**WORK TO DO**
Look through the material and copy each line holding "components".

******************************

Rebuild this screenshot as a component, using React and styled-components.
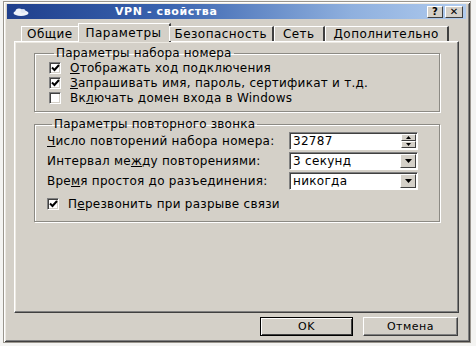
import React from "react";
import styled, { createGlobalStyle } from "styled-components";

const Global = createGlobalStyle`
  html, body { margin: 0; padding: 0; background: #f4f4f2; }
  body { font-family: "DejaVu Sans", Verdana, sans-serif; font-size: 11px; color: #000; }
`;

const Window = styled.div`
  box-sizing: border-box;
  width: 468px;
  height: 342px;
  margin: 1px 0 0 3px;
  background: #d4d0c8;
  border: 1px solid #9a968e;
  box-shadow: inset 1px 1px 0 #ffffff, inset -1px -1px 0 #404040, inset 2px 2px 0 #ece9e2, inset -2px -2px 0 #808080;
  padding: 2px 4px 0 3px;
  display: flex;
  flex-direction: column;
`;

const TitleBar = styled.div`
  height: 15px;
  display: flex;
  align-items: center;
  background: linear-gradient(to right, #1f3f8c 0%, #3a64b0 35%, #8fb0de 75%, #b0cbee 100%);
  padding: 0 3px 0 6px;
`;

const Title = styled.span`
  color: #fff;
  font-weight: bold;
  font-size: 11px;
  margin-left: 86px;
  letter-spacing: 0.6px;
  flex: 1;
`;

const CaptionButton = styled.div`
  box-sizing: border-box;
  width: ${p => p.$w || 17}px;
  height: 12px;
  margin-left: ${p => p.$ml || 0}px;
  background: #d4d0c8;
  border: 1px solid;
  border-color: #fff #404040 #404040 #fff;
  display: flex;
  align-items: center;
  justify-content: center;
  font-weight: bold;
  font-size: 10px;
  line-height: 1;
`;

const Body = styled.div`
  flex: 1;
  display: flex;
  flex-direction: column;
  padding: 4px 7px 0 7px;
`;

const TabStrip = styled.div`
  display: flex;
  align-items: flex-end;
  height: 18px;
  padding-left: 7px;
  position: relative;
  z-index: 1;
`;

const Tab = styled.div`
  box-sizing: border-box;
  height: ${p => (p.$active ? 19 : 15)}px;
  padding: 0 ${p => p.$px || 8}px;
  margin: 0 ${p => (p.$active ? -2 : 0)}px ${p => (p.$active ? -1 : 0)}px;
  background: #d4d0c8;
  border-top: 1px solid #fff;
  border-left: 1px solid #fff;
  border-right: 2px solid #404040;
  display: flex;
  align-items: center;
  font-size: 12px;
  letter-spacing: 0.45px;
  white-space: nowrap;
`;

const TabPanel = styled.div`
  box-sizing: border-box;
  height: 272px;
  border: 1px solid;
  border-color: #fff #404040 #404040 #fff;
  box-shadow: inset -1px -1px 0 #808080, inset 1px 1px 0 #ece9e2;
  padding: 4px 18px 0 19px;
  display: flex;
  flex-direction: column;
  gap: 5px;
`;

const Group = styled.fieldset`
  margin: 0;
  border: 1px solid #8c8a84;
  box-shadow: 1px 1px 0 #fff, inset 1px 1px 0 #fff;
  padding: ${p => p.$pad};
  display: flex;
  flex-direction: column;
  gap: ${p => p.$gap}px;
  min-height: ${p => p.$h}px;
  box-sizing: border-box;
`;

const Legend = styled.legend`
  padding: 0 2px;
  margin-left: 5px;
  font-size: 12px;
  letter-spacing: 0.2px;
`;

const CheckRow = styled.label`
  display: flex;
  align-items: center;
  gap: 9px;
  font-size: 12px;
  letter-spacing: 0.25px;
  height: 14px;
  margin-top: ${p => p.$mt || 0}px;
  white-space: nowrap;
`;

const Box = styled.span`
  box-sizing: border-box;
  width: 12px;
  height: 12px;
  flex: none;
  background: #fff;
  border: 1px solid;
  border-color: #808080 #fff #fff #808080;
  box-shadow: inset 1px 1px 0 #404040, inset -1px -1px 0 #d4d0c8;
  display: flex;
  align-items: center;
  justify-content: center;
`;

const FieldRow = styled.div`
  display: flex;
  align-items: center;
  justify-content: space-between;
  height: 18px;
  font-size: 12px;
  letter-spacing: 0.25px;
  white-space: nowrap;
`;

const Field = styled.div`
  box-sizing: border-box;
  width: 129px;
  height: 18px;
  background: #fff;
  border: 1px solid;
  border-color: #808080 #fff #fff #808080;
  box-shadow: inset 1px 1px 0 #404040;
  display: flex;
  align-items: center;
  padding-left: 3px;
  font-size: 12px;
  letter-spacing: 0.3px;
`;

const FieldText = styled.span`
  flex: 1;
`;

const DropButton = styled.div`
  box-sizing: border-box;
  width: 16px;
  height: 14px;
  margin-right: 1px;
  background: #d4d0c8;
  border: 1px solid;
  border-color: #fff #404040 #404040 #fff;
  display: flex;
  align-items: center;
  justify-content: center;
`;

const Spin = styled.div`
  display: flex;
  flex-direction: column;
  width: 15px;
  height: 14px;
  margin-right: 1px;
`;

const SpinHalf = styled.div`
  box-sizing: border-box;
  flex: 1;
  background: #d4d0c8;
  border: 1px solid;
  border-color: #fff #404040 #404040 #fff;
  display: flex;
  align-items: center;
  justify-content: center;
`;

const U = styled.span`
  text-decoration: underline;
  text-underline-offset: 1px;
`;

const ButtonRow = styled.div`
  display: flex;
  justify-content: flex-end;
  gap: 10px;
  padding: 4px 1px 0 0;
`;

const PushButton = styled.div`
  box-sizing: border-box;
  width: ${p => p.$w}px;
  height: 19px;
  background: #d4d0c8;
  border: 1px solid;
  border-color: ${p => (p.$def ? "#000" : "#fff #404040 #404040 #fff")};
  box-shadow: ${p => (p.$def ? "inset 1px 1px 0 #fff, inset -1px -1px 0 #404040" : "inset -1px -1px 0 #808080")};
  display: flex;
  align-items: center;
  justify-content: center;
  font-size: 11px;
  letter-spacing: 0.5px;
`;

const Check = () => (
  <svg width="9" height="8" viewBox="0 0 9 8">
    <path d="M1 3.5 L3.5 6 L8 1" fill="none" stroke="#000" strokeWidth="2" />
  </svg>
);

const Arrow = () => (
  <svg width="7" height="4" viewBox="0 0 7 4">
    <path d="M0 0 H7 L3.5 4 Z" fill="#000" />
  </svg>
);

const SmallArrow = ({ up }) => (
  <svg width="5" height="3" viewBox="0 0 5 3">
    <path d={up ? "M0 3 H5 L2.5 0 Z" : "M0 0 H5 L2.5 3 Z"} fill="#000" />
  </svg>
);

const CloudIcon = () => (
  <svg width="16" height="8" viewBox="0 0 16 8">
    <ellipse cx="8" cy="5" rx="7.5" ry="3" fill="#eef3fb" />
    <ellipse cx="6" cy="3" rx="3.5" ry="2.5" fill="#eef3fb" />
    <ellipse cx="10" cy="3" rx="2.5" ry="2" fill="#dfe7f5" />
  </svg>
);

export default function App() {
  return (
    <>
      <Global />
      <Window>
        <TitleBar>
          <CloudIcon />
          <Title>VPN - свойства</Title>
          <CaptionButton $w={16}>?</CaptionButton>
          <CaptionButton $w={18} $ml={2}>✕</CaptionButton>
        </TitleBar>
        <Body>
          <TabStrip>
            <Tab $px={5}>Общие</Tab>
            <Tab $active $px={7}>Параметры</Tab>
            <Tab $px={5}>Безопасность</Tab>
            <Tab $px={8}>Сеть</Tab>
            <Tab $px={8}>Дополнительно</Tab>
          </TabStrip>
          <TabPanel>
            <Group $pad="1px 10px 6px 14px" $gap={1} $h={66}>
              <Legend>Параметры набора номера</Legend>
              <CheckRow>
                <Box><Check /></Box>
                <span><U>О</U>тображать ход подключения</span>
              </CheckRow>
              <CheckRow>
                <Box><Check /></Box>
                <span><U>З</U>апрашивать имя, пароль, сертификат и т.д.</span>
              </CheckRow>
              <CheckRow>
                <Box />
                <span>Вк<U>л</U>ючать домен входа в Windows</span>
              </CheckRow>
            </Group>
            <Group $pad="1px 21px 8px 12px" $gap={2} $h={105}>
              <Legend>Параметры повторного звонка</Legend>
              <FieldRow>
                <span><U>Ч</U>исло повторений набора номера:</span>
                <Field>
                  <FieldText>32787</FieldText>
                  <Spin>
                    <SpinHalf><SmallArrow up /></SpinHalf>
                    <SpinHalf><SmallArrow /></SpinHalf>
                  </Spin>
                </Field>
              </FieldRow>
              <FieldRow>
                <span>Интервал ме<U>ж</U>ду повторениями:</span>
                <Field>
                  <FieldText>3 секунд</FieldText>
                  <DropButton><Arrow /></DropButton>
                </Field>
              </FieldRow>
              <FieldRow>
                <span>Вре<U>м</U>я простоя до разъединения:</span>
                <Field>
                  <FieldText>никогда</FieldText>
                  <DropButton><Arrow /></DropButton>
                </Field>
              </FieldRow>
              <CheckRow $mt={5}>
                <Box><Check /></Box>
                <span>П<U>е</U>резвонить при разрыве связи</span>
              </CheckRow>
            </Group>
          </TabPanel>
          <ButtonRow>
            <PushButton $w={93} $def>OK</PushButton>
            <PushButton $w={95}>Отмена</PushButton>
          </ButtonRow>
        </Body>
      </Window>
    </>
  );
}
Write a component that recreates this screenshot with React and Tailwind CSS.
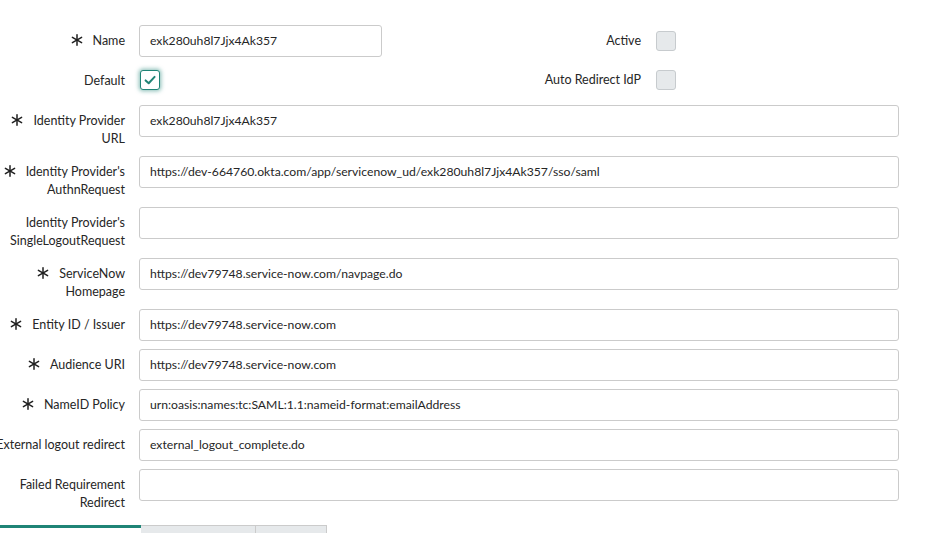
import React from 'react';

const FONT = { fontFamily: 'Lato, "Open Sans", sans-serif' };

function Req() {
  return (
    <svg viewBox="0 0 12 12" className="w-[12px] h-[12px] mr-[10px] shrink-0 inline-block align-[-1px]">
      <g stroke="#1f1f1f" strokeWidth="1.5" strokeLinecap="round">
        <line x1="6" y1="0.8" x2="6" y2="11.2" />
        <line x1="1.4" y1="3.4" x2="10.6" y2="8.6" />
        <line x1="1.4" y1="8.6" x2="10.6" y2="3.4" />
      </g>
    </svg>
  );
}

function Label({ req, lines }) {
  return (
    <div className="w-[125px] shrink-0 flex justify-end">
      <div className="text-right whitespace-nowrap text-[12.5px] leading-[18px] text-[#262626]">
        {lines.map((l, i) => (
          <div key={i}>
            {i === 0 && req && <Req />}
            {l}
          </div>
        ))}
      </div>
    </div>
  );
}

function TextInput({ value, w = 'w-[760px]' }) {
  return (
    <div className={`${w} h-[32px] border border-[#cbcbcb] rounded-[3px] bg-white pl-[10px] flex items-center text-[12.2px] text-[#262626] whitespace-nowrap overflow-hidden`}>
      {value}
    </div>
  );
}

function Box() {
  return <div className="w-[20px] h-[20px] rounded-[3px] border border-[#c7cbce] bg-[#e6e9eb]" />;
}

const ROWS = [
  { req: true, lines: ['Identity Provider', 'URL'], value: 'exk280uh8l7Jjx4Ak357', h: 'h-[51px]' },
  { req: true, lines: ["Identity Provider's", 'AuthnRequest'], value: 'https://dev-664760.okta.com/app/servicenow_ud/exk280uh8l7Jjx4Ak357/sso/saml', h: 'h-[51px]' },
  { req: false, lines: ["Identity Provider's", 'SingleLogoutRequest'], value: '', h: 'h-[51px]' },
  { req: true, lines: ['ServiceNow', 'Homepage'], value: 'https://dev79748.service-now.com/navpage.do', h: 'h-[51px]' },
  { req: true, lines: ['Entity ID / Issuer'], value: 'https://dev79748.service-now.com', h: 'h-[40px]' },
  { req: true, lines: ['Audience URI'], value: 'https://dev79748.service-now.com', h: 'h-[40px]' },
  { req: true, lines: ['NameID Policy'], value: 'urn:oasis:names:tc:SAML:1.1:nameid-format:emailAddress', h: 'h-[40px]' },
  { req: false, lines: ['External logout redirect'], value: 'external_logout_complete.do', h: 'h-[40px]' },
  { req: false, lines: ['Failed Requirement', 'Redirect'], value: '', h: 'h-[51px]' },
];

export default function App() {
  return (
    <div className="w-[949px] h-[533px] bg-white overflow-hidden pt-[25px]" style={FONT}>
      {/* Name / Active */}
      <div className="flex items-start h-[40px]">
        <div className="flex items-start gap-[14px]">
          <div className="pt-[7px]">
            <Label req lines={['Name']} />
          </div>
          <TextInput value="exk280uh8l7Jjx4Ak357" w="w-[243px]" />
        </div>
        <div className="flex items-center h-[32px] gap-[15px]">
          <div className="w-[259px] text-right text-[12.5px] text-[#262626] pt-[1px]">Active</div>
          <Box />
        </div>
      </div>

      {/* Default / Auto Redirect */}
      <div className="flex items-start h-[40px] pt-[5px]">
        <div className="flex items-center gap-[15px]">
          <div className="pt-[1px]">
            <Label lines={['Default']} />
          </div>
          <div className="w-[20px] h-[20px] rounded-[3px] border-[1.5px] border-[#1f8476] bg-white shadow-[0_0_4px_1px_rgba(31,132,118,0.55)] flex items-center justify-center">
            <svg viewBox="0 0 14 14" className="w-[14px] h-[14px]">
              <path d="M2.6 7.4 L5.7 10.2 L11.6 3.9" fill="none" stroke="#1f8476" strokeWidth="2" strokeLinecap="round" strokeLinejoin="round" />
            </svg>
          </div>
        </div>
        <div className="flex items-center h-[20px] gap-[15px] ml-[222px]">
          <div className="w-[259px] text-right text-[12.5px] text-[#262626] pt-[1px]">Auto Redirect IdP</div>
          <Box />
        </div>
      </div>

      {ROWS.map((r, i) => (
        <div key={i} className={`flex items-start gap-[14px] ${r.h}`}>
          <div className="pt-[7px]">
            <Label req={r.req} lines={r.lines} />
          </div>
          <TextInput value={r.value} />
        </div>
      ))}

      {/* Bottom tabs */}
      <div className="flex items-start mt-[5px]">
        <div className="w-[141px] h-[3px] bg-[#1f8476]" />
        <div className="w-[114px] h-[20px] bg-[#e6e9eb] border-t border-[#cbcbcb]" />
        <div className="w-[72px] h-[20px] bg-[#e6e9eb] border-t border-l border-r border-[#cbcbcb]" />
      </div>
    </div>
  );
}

******************************

**TASK OUTPUT**
Rebuild this screenshot as a component, using React and styled-components.
import styled, { createGlobalStyle } from "styled-components";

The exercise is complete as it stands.